● The task
Omit all pictures. Copy the rest of the material exactly.

● Supplied information
○ ○ ○ ○ ○

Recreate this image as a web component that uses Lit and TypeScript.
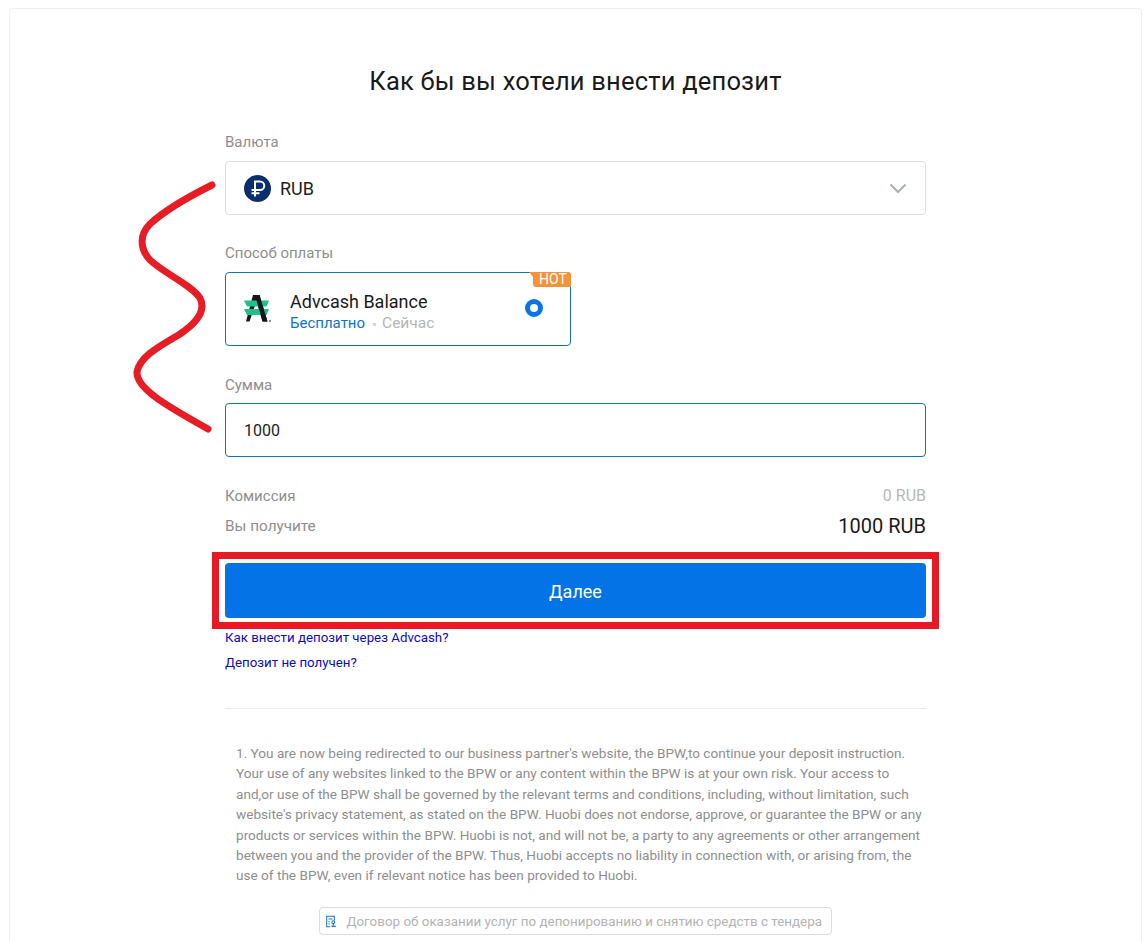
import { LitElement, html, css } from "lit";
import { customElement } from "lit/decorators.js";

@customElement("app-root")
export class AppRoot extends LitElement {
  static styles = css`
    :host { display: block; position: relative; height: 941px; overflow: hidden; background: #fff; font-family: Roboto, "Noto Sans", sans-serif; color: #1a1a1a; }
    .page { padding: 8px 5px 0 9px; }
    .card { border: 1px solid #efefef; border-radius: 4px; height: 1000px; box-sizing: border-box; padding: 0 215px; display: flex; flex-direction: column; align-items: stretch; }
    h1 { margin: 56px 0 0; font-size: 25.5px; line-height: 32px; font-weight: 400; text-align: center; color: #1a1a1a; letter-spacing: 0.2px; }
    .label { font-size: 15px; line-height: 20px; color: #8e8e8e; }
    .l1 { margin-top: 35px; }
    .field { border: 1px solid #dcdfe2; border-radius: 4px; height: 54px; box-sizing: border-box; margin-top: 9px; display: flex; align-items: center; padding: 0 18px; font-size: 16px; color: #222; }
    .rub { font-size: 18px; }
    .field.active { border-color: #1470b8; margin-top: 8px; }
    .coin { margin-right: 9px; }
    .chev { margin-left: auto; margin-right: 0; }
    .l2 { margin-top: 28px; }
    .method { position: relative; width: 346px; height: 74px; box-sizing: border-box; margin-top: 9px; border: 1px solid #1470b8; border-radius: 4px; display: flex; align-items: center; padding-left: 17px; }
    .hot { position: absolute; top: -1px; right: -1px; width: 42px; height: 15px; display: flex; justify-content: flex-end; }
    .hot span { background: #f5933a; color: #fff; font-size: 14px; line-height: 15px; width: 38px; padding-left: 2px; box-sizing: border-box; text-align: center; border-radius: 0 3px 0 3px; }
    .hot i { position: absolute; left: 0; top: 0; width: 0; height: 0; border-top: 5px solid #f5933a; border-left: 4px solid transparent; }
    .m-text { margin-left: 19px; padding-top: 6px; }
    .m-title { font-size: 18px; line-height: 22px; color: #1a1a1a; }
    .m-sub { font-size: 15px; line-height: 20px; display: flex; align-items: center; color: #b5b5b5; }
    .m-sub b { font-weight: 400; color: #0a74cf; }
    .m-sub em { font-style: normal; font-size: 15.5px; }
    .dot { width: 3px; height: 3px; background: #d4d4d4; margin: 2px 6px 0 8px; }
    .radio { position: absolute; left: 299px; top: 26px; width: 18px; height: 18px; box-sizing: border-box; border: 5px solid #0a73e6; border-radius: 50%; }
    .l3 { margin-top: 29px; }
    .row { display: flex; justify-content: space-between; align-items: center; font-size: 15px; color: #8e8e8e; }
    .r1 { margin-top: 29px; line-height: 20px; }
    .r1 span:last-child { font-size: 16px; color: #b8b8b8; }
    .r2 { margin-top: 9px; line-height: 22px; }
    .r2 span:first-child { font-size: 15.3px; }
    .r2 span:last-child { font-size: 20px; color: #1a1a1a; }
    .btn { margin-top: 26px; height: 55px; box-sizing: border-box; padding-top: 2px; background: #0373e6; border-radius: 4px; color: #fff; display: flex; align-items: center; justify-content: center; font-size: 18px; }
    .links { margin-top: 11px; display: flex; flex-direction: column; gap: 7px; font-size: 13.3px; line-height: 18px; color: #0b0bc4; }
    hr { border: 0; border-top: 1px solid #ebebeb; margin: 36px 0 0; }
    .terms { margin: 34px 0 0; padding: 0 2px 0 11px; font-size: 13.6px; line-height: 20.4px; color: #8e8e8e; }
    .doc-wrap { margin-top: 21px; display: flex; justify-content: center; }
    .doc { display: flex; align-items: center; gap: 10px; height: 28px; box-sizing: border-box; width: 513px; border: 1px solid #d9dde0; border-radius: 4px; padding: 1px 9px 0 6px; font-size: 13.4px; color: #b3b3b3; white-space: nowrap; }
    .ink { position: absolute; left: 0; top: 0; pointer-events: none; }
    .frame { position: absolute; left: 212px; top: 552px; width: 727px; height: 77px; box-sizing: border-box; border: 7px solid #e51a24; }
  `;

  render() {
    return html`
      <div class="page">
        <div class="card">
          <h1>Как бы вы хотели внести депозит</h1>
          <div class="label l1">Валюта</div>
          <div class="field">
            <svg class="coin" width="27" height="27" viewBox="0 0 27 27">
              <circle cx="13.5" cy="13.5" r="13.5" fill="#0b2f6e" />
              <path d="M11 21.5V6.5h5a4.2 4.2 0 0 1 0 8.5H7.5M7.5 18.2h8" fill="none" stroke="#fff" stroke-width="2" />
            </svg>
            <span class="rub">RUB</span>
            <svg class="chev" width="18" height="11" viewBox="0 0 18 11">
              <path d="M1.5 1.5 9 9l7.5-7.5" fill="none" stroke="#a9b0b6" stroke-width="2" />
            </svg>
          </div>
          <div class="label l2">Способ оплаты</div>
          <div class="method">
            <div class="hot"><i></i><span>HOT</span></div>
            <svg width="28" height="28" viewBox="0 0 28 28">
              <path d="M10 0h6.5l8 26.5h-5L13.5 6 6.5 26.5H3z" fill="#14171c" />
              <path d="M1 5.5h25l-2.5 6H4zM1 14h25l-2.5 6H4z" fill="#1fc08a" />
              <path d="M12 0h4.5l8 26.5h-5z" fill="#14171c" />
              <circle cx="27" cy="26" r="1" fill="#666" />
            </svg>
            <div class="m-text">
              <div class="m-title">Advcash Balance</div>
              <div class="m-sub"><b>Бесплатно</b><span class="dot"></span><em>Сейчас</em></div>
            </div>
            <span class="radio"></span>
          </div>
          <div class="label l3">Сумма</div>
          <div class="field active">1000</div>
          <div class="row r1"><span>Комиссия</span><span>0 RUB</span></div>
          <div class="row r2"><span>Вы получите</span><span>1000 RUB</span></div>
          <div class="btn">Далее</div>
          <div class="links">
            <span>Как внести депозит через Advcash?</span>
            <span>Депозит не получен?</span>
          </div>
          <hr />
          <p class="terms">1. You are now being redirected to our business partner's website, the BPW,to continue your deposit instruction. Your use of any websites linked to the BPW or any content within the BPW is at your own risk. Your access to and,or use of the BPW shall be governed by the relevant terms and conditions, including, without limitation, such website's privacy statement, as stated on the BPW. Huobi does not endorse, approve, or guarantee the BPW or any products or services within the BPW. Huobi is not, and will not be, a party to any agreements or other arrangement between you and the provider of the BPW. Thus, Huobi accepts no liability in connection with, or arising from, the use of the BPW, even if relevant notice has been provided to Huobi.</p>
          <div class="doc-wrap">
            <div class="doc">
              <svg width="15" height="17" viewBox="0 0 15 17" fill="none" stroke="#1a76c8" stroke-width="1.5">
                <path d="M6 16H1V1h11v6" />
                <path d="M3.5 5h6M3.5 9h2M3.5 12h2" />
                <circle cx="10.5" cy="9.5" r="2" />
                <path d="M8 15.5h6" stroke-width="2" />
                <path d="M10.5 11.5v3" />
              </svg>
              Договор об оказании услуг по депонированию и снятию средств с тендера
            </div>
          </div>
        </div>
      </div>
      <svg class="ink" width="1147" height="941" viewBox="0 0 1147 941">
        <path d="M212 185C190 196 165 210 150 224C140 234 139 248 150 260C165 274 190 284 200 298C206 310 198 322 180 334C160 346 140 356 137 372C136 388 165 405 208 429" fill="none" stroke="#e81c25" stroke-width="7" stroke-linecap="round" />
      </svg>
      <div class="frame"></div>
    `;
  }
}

○ ○ ○ ○ ○

● Answer below
Recreate this image as a web component that uses Lit and TypeScript.
import { LitElement, html, css } from "lit";
import { customElement } from "lit/decorators.js";

@customElement("app-root")
export class AppRoot extends LitElement {
  static styles = css`
    :host { display: block; position: relative; height: 941px; overflow: hidden; background: #fff; font-family: Roboto, "Noto Sans", sans-serif; color: #1a1a1a; }
    .page { padding: 8px 5px 0 9px; }
    .card { border: 1px solid #efefef; border-radius: 4px; height: 1000px; box-sizing: border-box; padding: 0 215px; display: flex; flex-direction: column; align-items: stretch; }
    h1 { margin: 56px 0 0; font-size: 25.5px; line-height: 32px; font-weight: 400; text-align: center; color: #1a1a1a; letter-spacing: 0.2px; }
    .label { font-size: 15px; line-height: 20px; color: #8e8e8e; }
    .l1 { margin-top: 35px; }
    .field { border: 1px solid #dcdfe2; border-radius: 4px; height: 54px; box-sizing: border-box; margin-top: 9px; display: flex; align-items: center; padding: 0 18px; font-size: 16px; color: #222; }
    .rub { font-size: 18px; }
    .field.active { border-color: #1470b8; margin-top: 8px; }
    .coin { margin-right: 9px; }
    .chev { margin-left: auto; margin-right: 0; }
    .l2 { margin-top: 28px; }
    .method { position: relative; width: 346px; height: 74px; box-sizing: border-box; margin-top: 9px; border: 1px solid #1470b8; border-radius: 4px; display: flex; align-items: center; padding-left: 17px; }
    .hot { position: absolute; top: -1px; right: -1px; width: 42px; height: 15px; display: flex; justify-content: flex-end; }
    .hot span { background: #f5933a; color: #fff; font-size: 14px; line-height: 15px; width: 38px; padding-left: 2px; box-sizing: border-box; text-align: center; border-radius: 0 3px 0 3px; }
    .hot i { position: absolute; left: 0; top: 0; width: 0; height: 0; border-top: 5px solid #f5933a; border-left: 4px solid transparent; }
    .m-text { margin-left: 19px; padding-top: 6px; }
    .m-title { font-size: 18px; line-height: 22px; color: #1a1a1a; }
    .m-sub { font-size: 15px; line-height: 20px; display: flex; align-items: center; color: #b5b5b5; }
    .m-sub b { font-weight: 400; color: #0a74cf; }
    .m-sub em { font-style: normal; font-size: 15.5px; }
    .dot { width: 3px; height: 3px; background: #d4d4d4; margin: 2px 6px 0 8px; }
    .radio { position: absolute; left: 299px; top: 26px; width: 18px; height: 18px; box-sizing: border-box; border: 5px solid #0a73e6; border-radius: 50%; }
    .l3 { margin-top: 29px; }
    .row { display: flex; justify-content: space-between; align-items: center; font-size: 15px; color: #8e8e8e; }
    .r1 { margin-top: 29px; line-height: 20px; }
    .r1 span:last-child { font-size: 16px; color: #b8b8b8; }
    .r2 { margin-top: 9px; line-height: 22px; }
    .r2 span:first-child { font-size: 15.3px; }
    .r2 span:last-child { font-size: 20px; color: #1a1a1a; }
    .btn { margin-top: 26px; height: 55px; box-sizing: border-box; padding-top: 2px; background: #0373e6; border-radius: 4px; color: #fff; display: flex; align-items: center; justify-content: center; font-size: 18px; }
    .links { margin-top: 11px; display: flex; flex-direction: column; gap: 7px; font-size: 13.3px; line-height: 18px; color: #0b0bc4; }
    hr { border: 0; border-top: 1px solid #ebebeb; margin: 36px 0 0; }
    .terms { margin: 34px 0 0; padding: 0 2px 0 11px; font-size: 13.6px; line-height: 20.4px; color: #8e8e8e; }
    .doc-wrap { margin-top: 21px; display: flex; justify-content: center; }
    .doc { display: flex; align-items: center; gap: 10px; height: 28px; box-sizing: border-box; width: 513px; border: 1px solid #d9dde0; border-radius: 4px; padding: 1px 9px 0 6px; font-size: 13.4px; color: #b3b3b3; white-space: nowrap; }
    .ink { position: absolute; left: 0; top: 0; pointer-events: none; }
    .frame { position: absolute; left: 212px; top: 552px; width: 727px; height: 77px; box-sizing: border-box; border: 7px solid #e51a24; }
  `;

  render() {
    return html`
      <div class="page">
        <div class="card">
          <h1>Как бы вы хотели внести депозит</h1>
          <div class="label l1">Валюта</div>
          <div class="field">
            <svg class="coin" width="27" height="27" viewBox="0 0 27 27">
              <circle cx="13.5" cy="13.5" r="13.5" fill="#0b2f6e" />
              <path d="M11 21.5V6.5h5a4.2 4.2 0 0 1 0 8.5H7.5M7.5 18.2h8" fill="none" stroke="#fff" stroke-width="2" />
            </svg>
            <span class="rub">RUB</span>
            <svg class="chev" width="18" height="11" viewBox="0 0 18 11">
              <path d="M1.5 1.5 9 9l7.5-7.5" fill="none" stroke="#a9b0b6" stroke-width="2" />
            </svg>
          </div>
          <div class="label l2">Способ оплаты</div>
          <div class="method">
            <div class="hot"><i></i><span>HOT</span></div>
            <svg width="28" height="28" viewBox="0 0 28 28">
              <path d="M10 0h6.5l8 26.5h-5L13.5 6 6.5 26.5H3z" fill="#14171c" />
              <path d="M1 5.5h25l-2.5 6H4zM1 14h25l-2.5 6H4z" fill="#1fc08a" />
              <path d="M12 0h4.5l8 26.5h-5z" fill="#14171c" />
              <circle cx="27" cy="26" r="1" fill="#666" />
            </svg>
            <div class="m-text">
              <div class="m-title">Advcash Balance</div>
              <div class="m-sub"><b>Бесплатно</b><span class="dot"></span><em>Сейчас</em></div>
            </div>
            <span class="radio"></span>
          </div>
          <div class="label l3">Сумма</div>
          <div class="field active">1000</div>
          <div class="row r1"><span>Комиссия</span><span>0 RUB</span></div>
          <div class="row r2"><span>Вы получите</span><span>1000 RUB</span></div>
          <div class="btn">Далее</div>
          <div class="links">
            <span>Как внести депозит через Advcash?</span>
            <span>Депозит не получен?</span>
          </div>
          <hr />
          <p class="terms">1. You are now being redirected to our business partner's website, the BPW,to continue your deposit instruction. Your use of any websites linked to the BPW or any content within the BPW is at your own risk. Your access to and,or use of the BPW shall be governed by the relevant terms and conditions, including, without limitation, such website's privacy statement, as stated on the BPW. Huobi does not endorse, approve, or guarantee the BPW or any products or services within the BPW. Huobi is not, and will not be, a party to any agreements or other arrangement between you and the provider of the BPW. Thus, Huobi accepts no liability in connection with, or arising from, the use of the BPW, even if relevant notice has been provided to Huobi.</p>
          <div class="doc-wrap">
            <div class="doc">
              <svg width="15" height="17" viewBox="0 0 15 17" fill="none" stroke="#1a76c8" stroke-width="1.5">
                <path d="M6 16H1V1h11v6" />
                <path d="M3.5 5h6M3.5 9h2M3.5 12h2" />
                <circle cx="10.5" cy="9.5" r="2" />
                <path d="M8 15.5h6" stroke-width="2" />
                <path d="M10.5 11.5v3" />
              </svg>
              Договор об оказании услуг по депонированию и снятию средств с тендера
            </div>
          </div>
        </div>
      </div>
      <svg class="ink" width="1147" height="941" viewBox="0 0 1147 941">
        <path d="M212 185C190 196 165 210 150 224C140 234 139 248 150 260C165 274 190 284 200 298C206 310 198 322 180 334C160 346 140 356 137 372C136 388 165 405 208 429" fill="none" stroke="#e81c25" stroke-width="7" stroke-linecap="round" />
      </svg>
      <div class="frame"></div>
    `;
  }
}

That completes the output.